I am trying to write a gsub expression that will replace a hyphen (-) with an endash (–) where the hyphen is preceded by a number. Basically because I want to show date periods as 1978 – 1980 rather than 1978-1980 as they appear in my data source.
Hyphens and endashes look pretty darn similar to me so I want to be specific and use the unicode character for the endash which is U+2013 while the hyphen is U+002D.
As a test I would like to convert:
"america-the-beautiful. 1760-about 1780"
to
"america-the-beautiful. 1760 – about 1780"

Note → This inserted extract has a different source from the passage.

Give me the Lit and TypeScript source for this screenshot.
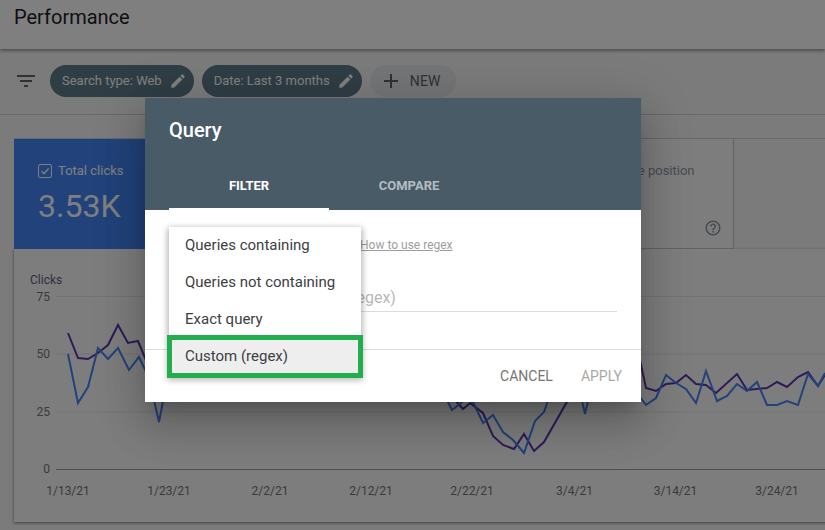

with test_string = "america-the-beautiful. 1760-about 1780"
I've confirmed that the regex is correctly identifying only the hyphens preceded by a number and that gsub replaces with a placeholder for the endash.
test_string.gsub(/(\d)-/, '\1 endash_placeholder ')
=> "america-the-beautiful. 1760 endash_placeholder ca. 1780"
I am struggling to remove both the hyphen and the endash_placeholder and use the actual unicode character.
I've used a number of SO questions to get further with this Ruby Output Unicode Character.
In irb I can return the unicode character for endash with puts "\u{2013}"
I've tried amending my gsub expression to test_string.gsub(/(\d)-/, '\1 \u{2013} ')
=> "america-the-beautiful. 1760 \\u{2013} ca. 1780"
I've also tried double quoting the unicode:
test_string.gsub(/(\d)-/, "\1 \u{2013} ")
=> "america-the-beautiful. 176\u0001 – ca. 1780"
What am I missing in order to use the specific unicode character code in the gsub expression?